Par le biais du Mécanisme de coordination des services d’experts, qui s'applique également à la Turquie, la Facilité horizontale apporte une expertise juridique ad hoc et des conseils stratégiques. En 2018, ce mécanisme a permis de fournir une assistance en particulier à l’Albanie, à la Bosnie-Herzégovine, au Monténégro, à la Macédoine du Nord, à la Serbie et au Kosovo* dans les domaines de la réforme constitutionnelle, de la réforme de la justice, des processus électoraux, du financement des partis politiques, de la lutte contre la discrimination et de la liberté des médias. Trois autres programmes conjoints entre l’UE et le Conseil de l’Europe sont également mis en œuvre dans la région[6].

Dans les pays du Partenariat oriental, la coopération s'est poursuivie dans le cadre du « Partenariat pour une bonne gouvernance » (PGG). La phase I du PGG couvrant la période 2015-2017, qui avait été prolongée jusqu’en 2018 (avec une enveloppe budgétaire totale de 36 millions EUR[7]), a été menée à terme. Le rapport indépendant de suivi axé sur les résultats commandité par l’UE[8] et publié fin 2018 a conclu que l’assistance fournie pendant la phase I du PGG était tout à fait pertinente, efficace et durable. Les négociations sur la phase II du PGG couvrant la période 2019-2021 ont abouti à une enveloppe budgétaire totale de 17,5 millions EUR[9]. Cette phase du PGG portera principalement sur la réforme judiciaire et la lutte contre la corruption, afin de soutenir la réalisation des « 20 objectifs à atteindre pour 2020 » de l’UE.

L’UE est également un partenaire important de la politique du Conseil de l'Europe à l'égard des régions voisines. Le Programme UE/CdE « Assurer la durabilité de la gouvernance démocratique et des droits de l’homme dans le sud de la Méditerranée » (Programme Sud 3, 2018-2020, 3,34 millions EUR) a été lancé avec succès en 2018. Ce programme, qui est ouvert à l’Algérie, l’Égypte, Israël, la Jordanie, le Liban, la Libye, le Maroc, la Palestine** et la Tunisie, doit permettre de renforcer encore le processus de création d’un espace juridique commun entre l’Europe et les pays du sud de la Méditerranée, en offrant des possibilités de développement de réseaux et des capacités dans la région. En tant que priorité transversale, ce programme contribuera aussi à la lutte contre la violence à l’égard des femmes en s’appuyant sur les normes, outils et mécanismes pertinents du Conseil de l’Europe. En Tunisie, deux nouveaux programmes conjoints UE/CdE, « Amélioration du fonctionnement, de la performance et de l’accès à la justice en Tunisie » (AP‑JUST, 2019‑2021, 5,56 millions EUR[10]) et « Projet d’appui aux instances indépendantes en Tunisie » (PAII‑T, 2019‑2021, 5 millions EUR[11]), ont été signés fin 2018.

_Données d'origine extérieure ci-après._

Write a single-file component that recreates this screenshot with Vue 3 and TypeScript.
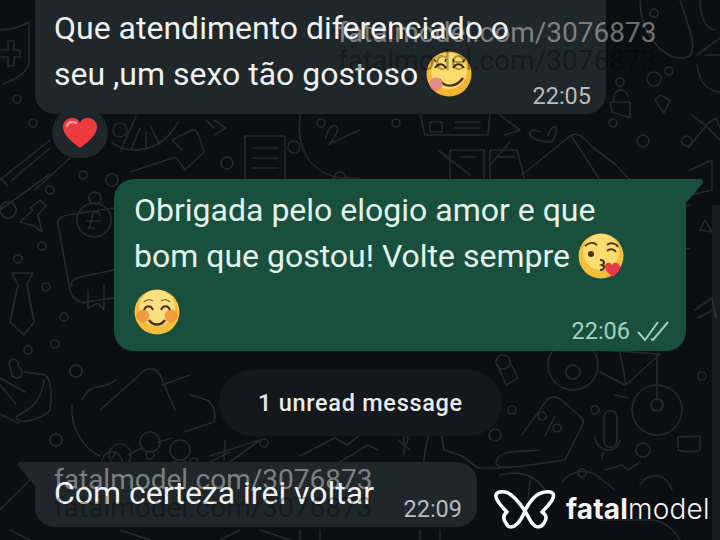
<script setup lang="ts">
interface Dot { x: number; y: number; r: number }

// small rings scattered over the wallpaper
const dots: Dot[] = [
  [17, 99, 4], [33, 123, 4], [50, 190, 4], [83, 175, 4], [95, 198, 6], [42, 246, 4], [18, 259, 4],
  [46, 287, 4], [64, 317, 4], [55, 344, 4], [28, 350, 4], [76, 371, 6], [56, 440, 6], [112, 180, 6],
  [120, 130, 7], [227, 163, 6], [340, 178, 6], [396, 123, 4], [321, 123, 4], [294, 147, 6],
  [620, 82, 4], [654, 13, 4], [669, 71, 4], [654, 79, 7], [643, 141, 6], [687, 141, 5], [613, 123, 4],
  [702, 376, 4], [595, 410, 4], [512, 410, 4], [495, 435, 6], [643, 450, 7], [582, 473, 4],
  [150, 455, 4], [264, 443, 4], [194, 462, 4]
].map(([x, y, r]) => ({ x, y, r }))

const doodles: string[] = [
  // shield with cross
  'M0 30 C12 30 22 26 29 22 V62 C29 72 14 80 3 84 M0 50 H8 V41 H14 V50 H20 V57 H14 V66 H8 V57 H0',
  // wheel and star cluster under the first bubble
  'M112 142 C125 155 160 155 178 122 M120 152 L136 116 M131 150 L140 128 M146 150 V132 M160 145 L150 125',
  'M172 140 L192 130 C198 128 200 140 204 152 L185 170 L176 157 L130 172 M172 140 L182 150',
  'M0 180 L50 140 M12 180 L50 148 M70 158 L35 190 M0 178 L8 186',
  'M214 120 L226 128 L214 135 M206 120 L214 128',
  // note sheet
  'M245 136 H285 V180 M245 136 V180 M252 148 H278 M252 158 H278 M252 168 H278',
  // signature card
  'M300 115 C296 150 310 172 340 178 H360 M326 138 C330 118 342 126 336 134 C330 146 325 146 333 142 L360 130',
  // bubble-top strip
  'M420 113 H490 L488 135 H425 Z M430 122 H442 V132 H430 Z M455 122 H480 M455 128 H480',
  'M500 115 L520 130 L505 135 M438 150 L470 175 M490 165 L510 142',
  // book
  'M450 180 V150 H484 V180 M490 180 V150 H517 L525 180 M460 157 H475 M498 157 L514 157',
  // gift
  'M522 175 L570 136 C576 132 584 136 590 145 L616 165 L630 180 M572 137 L600 180 M540 132 C525 125 524 142 552 142 C560 130 556 118 548 135',
  // target
  'M628 190 a20 20 0 1 0 0.1 0',
  // pad lock
  'M610 102 H630 V118 L612 112 Z M614 100 C612 90 625 85 628 96',
  'M655 100 L664 113 L670 100 L660 95 Z',
  'M692 115 L705 125 L716 118 L720 128 M688 148 L706 126 L720 140',
  // top right swoops
  'M640 0 C640 30 660 60 685 58 C700 55 690 30 680 0 M700 0 C700 15 705 30 716 30',
  'M697 55 L720 38 M697 65 C700 85 708 90 720 92 M705 55 H720',
  // coin card
  'M58 224 C57 218 62 216 68 215 L114 208 M58 224 L70 290 C72 298 78 302 85 303 M72 286 C70 280 75 278 85 276 L114 270 M85 302 L114 298 M88 290 V308 L98 303 L104 310 V285',
  'M94 220 m-17 0 a17 17 0 1 0 34 0 a17 17 0 1 0 -34 0 M94 228 H88 C94 222 90 214 94 212 C98 210 100 214 100 216 M87 221 H100',
  // chess piece
  'M20 222 L33 210 L30 208 L40 200 L46 206 L38 215 L42 232 L34 226 Z M8 218 a8 8 0 1 1 0.1 0',
  'M0 210 L50 174',
  // tie
  'M12 273 H33 L27 285 L34 322 L24 335 L10 322 L18 285 Z',
  // hand-shaped cluster
  'M0 378 L25 392 M0 385 L16 404 M10 366 C6 358 20 356 18 366 C26 372 20 382 12 376 Z M24 372 L45 375 C52 380 52 398 50 410 C44 418 20 426 16 418 C20 410 40 412 44 380 M0 414 L18 423',
  'M82 400 C92 380 100 392 116 380 M72 405 C70 430 86 450 100 456 M112 458 L116 452 M120 455 m-11 0 a11 11 0 1 0 22 0 a11 11 0 1 0 -22 0',
  'M100 410 L145 370 C155 366 160 372 163 382 L175 410 M162 385 L190 375 M190 395 L207 400 C215 405 216 416 214 422 L184 432 M180 440 a10 10 0 1 0 0.1 0 M150 432 a10 10 0 1 0 0.1 0 M112 452 a10 10 0 1 0 0.1 0 M172 438 L158 442 M142 448 L128 455',
  'M180 460 a11 11 0 1 0 0.1 0 M210 462 L230 452 M225 440 L224 460',
  // trend line, dollar and bag
  'M210 456 L260 440 L230 462 M300 456 L335 438 L347 445 L360 435 M340 462 L368 445 L378 450 M405 445 C414 436 398 430 406 425 M398 440 L410 450 M404 420 V455',
  'M424 462 C424 448 430 430 436 420 M440 426 L444 450 L462 456 L478 468 L500 468',
  // wheel + bicycle
  'M573 340 a25 25 0 1 0 0.1 0 M573 365 a7 7 0 1 0 0.1 0 M600 372 L625 385 M620 352 L626 385 L660 354 L600 350 M657 353 L657 400 M615 395 L628 398 M657 385 a25 25 0 1 0 0.1 0 M657 399 a6 6 0 1 0 0.1 0',
  'M503 355 a7 7 0 1 0 0.1 0 M498 365 L506 385 L518 378 L510 362',
  // percent tag
  'M522 435 L546 401 C550 396 556 396 560 399 L582 418 C584 421 584 423 582 426 L565 460 L530 465 M542 412 a4 4 0 1 0 0.1 0 M557 424 a4 4 0 1 0 0.1 0 M545 436 L555 416 M530 465 C510 468 490 470 498 458 C505 450 520 452 540 450',
  // mic
  'M604 418 C604 408 616 408 617 418 L617 440 C616 450 604 450 604 440 Z M595 437 C596 452 616 456 620 440 M603 452 L602 460',
  // folder
  'M678 437 L700 436 L700 450 C698 452 682 452 678 450 Z',
  'M605 470 L622 465 L628 470 L640 462 M640 485 C650 470 668 475 672 490',
  'M500 475 C520 470 535 475 545 490 M530 480 L528 500 M562 482 C570 470 590 468 600 478 L615 490',
  // bottom strip
  'M0 510 L30 480 M10 530 L30 540 M120 530 L150 540 M220 540 L240 530 M260 530 L290 540 M300 530 V540 M320 530 V540 M420 530 V540 M440 530 V540 M600 520 H650 C670 520 680 540 680 540',
  'M690 170 L712 160 V190 L690 195 M690 205 a22 22 0 1 0 0.1 44 M705 220 L712 232 L700 230 Z M695 310 L712 298 L716 318 M698 318 L712 310'
]
</script>

<template>
  <div class="screen">
    <svg class="wallpaper" width="720" height="540" viewBox="0 0 720 540" fill="none">
      <path v-for="(d, i) in doodles" :key="i" :d="d" />
      <circle v-for="(dot, i) in dots" :key="'c' + i" :cx="dot.x" :cy="dot.y" :r="dot.r" />
    </svg>
    <div class="scroll-strip"></div>

    <div class="chat">
      <div class="row">
        <div class="bubble incoming first">
          <p class="text">
            Que atendimento diferenciado o<br />seu ,um sexo tão gostoso
            <svg class="emoji" viewBox="0 0 46 46">
              <circle cx="23" cy="23" r="22.5" fill="#f2b632" />
              <circle cx="23" cy="20" r="18" fill="#fbdc6c" />
              <path d="M9 17 C12 12 17 12 20 17 M27 17 C30 12 35 12 38 17" stroke="#4a3010" stroke-width="2" fill="none" />
              <path d="M10 11 L8 8 M19 11 L20 8 M28 11 L27 8 M37 11 L39 8" stroke="#4a3010" stroke-width="1.4" />
              <path d="M13 28 C18 37 30 37 37 27" stroke="#4a3010" stroke-width="2.4" fill="none" />
              <ellipse cx="10" cy="33" rx="6.5" ry="6.5" fill="#e58a8a" />
            </svg>
          </p>
          <span class="time">22:05</span>
        </div>
        <div class="reaction">
          <svg viewBox="0 0 36 32" width="36" height="32">
            <path d="M18 31 C10 25 1 18 1 10 C1 4 6 1 10 1 C14 1 17 3 18 6 C19 3 22 1 26 1 C30 1 35 4 35 10 C35 18 26 25 18 31 Z" fill="#ee3b3f" />
            <path d="M5 9 C6 5 11 4 14 6" stroke="#ff9a9a" stroke-width="2.5" fill="none" stroke-linecap="round" />
          </svg>
        </div>
      </div>

      <div class="bubble outgoing">
        <p class="text">
          Obrigada pelo elogio amor e que<br />bom que gostou! Volte sempre
          <svg class="emoji" viewBox="0 0 46 46">
            <circle cx="23" cy="23" r="22.5" fill="#f5be3c" />
            <circle cx="23" cy="19" r="18" fill="#fcdc6e" />
            <circle cx="13" cy="21" r="3" fill="#4a3010" />
            <path d="M7 13 C11 9 16 9 19 12 M29 12 C32 9 38 10 40 14 M29 18 C32 15 36 16 38 19" stroke="#4a3010" stroke-width="1.8" fill="none" />
            <path d="M22 27 C27 27 27 31 24 32 C27 33 27 37 22 37" stroke="#4a3010" stroke-width="2" fill="none" />
            <path d="M35 44 C30 40 27 37 27 33 C27 30 32 28 34 32 C36 28 42 30 42 34 C42 38 38 41 35 44 Z" fill="#e8394a" />
          </svg>
          <svg class="emoji emoji-solo" viewBox="0 0 46 46">
            <circle cx="23" cy="23" r="22.5" fill="#f5be3c" />
            <circle cx="23" cy="19" r="18" fill="#fcdf80" />
            <circle cx="9" cy="27" r="6.5" fill="#f0923a" opacity="0.85" />
            <circle cx="37" cy="27" r="6.5" fill="#f0923a" opacity="0.85" />
            <path d="M10 21 C12 16 17 16 19 21 M27 21 C29 16 34 16 36 21" stroke="#4a3010" stroke-width="2" fill="none" />
            <path d="M10 13 C13 10 16 10 19 12 M27 12 C30 10 33 10 36 13" stroke="#8a6428" stroke-width="1.4" fill="none" />
            <path d="M15 31 C19 37 27 37 31 31" stroke="#4a3010" stroke-width="2.4" fill="none" />
          </svg>
        </p>
        <span class="time out-time">
          22:06
          <svg class="ticks" viewBox="0 0 34 22" width="34" height="22" fill="none">
            <path d="M2 12 L9 20 L22 2 M15 19 L17 20 L32 2" />
          </svg>
        </span>
        <svg class="tail tail-out" width="20" height="24" viewBox="0 0 20 24">
          <path d="M0 0 H14 C17 0 18 3 16 5 L0 24 Z" />
        </svg>
      </div>

      <div class="pill">1 unread message</div>

      <div class="bubble incoming last">
        <svg class="tail tail-in" width="18" height="24" viewBox="0 0 18 24">
          <path d="M18 0 H4 C1 0 0 3 2 5 L18 24 Z" />
        </svg>
        <p class="text">Com certeza irei voltar</p>
        <span class="time">22:09</span>
      </div>
    </div>

    <span class="mark light mark-a">fatalmodel.com/3076873</span>
    <span class="mark dark mark-b">fatalmodel.com/3076873</span>
    <span class="mark light mark-c">fatalmodel.com/3076873</span>
    <span class="mark dark mark-d">fatalmodel.com/3076873</span>

    <div class="logo">
      <svg width="70" height="50" viewBox="0 0 70 50" fill="none">
        <path d="M35 27 C29 18 22 9 15 8 C9 7 5 9 6 13 C7 18 13 24 17 28 C13 31 13 35 16 39 C18 44 23 44 27 40 C30 37 33 32 35 27 C38 20 45 9 55 8 C61 7 65 9 63 14 C62 18 56 24 52 28 C57 31 57 35 54 39 C51 44 46 44 43 40 C40 37 38 32 35 27 Z" />
      </svg>
      <span class="logo-text"><b>fatal</b>model</span>
    </div>
  </div>
</template>

<style>
html, body {
  margin: 0;
  background: #0b0e12;
}
</style>

<style scoped>
.screen {
  position: relative;
  width: 720px;
  height: 540px;
  overflow: hidden;
  background: #0b0e12;
  font-family: Roboto, "Liberation Sans", sans-serif;
}

.wallpaper {
  position: absolute;
  inset: 0;
  stroke: #26292d;
  stroke-width: 1.6;
  stroke-linecap: round;
  stroke-linejoin: round;
}

.scroll-strip {
  position: absolute;
  top: 205px;
  right: 0;
  bottom: 0;
  width: 8px;
  background: rgba(255, 255, 255, 0.05);
}

.chat {
  position: relative;
  display: flex;
  flex-direction: column;
  margin-top: -20px;
}

.row {
  position: relative;
}

.bubble {
  position: relative;
  box-sizing: border-box;
}

.incoming {
  background: #1f272a;
  color: #eef0f1;
}

.first {
  width: 571px;
  height: 134px;
  margin-left: 35px;
  padding: 25px 19px 0;
  border-radius: 20px;
}

.reaction {
  position: absolute;
  left: 52px;
  top: 128px;
  width: 56px;
  height: 50px;
  display: flex;
  align-items: center;
  justify-content: center;
  border-radius: 25px;
  background: #1f272a;
}

.text {
  margin: 0;
  font-size: 32px;
  line-height: 46px;
}

.emoji {
  width: 46px;
  height: 46px;
  vertical-align: -12px;
}

.emoji-solo {
  display: block;
  margin: 10px 0 0;
}

.time {
  position: absolute;
  right: 15px;
  bottom: 4px;
  font-size: 23.5px;
  line-height: 28px;
  color: #b6bcbf;
}

.outgoing {
  align-self: flex-start;
  width: 572px;
  height: 172px;
  margin: 65px 0 0 114px;
  padding: 8px 20px 0;
  border-radius: 20px 0 20px 20px;
  background: #18503d;
  color: #e4f2ec;
}

.out-time {
  right: 16px;
  bottom: 6px;
  display: flex;
  align-items: center;
  gap: 6px;
  color: #a5cfc0;
}

.ticks {
  stroke: #a5cfc0;
  stroke-width: 2;
}

.tail {
  position: absolute;
  top: 0;
  display: block;
}

.tail-out {
  left: 100%;
  fill: #18503d;
}

.tail-in {
  right: 100%;
  fill: #1f272a;
}

.pill {
  align-self: flex-start;
  margin: 19px 0 0 219px;
  width: 283px;
  height: 66px;
  display: flex;
  align-items: center;
  justify-content: center;
  border-radius: 33px;
  background: #14171b;
  color: #e8eaec;
  font-size: 23.5px;
  font-weight: 500;
  letter-spacing: 0.7px;
}

.last {
  align-self: flex-start;
  width: 442px;
  height: 65px;
  margin: 26px 0 0 35px;
  padding: 8px 19px 0;
  border-radius: 0 20px 20px 20px;
}

.mark {
  position: absolute;
  font-size: 28px;
  line-height: 32px;
  white-space: nowrap;
}

.light {
  color: rgba(255, 255, 255, 0.42);
}

.dark {
  color: rgba(0, 0, 0, 0.32);
}

.mark-a {
  left: 338px;
  top: 17px;
}

.mark-b {
  left: 338px;
  top: 45px;
}

.mark-c {
  left: 54px;
  top: 464px;
}

.mark-d {
  left: 54px;
  top: 492px;
}

.logo {
  position: absolute;
  left: 490px;
  top: 484px;
  display: flex;
  align-items: center;
  gap: 6px;
}

.logo-text {
  color: #f4f4f4;
  font-family: Inter, Lato, sans-serif;
  font-size: 28px;
  font-weight: 300;
  letter-spacing: 0.2px;
}

.logo-text b {
  font-weight: 700;
}

.logo svg {
  stroke: #fff;
  stroke-width: 3.5;
  stroke-linejoin: round;
}
</style>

En Asie centrale, la coopération a porté principalement sur l’État de droit, dans le cadre d’un programme conjoint mené au Kazakhstan sur la réforme de la justice (2014-2018, 2 millions EUR) ; deux autres programmes conjoints ont été menés dans les domaines de la réforme électorale et de la lutte contre la corruption en République kirghize (respectivement 700.000 EUR et 550.000 EUR). Le programme conjoint mené au Kazakhstan et le programme conjoint de lutte contre la corruption en République kirghize ont été achevés en 2018. Le programme conjoint dans le domaine électoral en République kirghize a été prolongé jusqu’en avril 2019 et un suivi est envisagé. Le Conseil de l’Europe achève actuellement de négocier avec l’UE la réalisation d’un programme régional conjoint en Asie centrale (2019‑2022, 8,4 millions EUR) qui portera sur des domaines tels que la promotion d’un espace juridique commun, la protection des droits de l’homme, la lutte contre la corruption et la bonne gouvernance. Les États d’Asiecentrale seront aussi les principaux bénéficiaires d’un autre programme conjoint UE/CdE en cours de discussion[12].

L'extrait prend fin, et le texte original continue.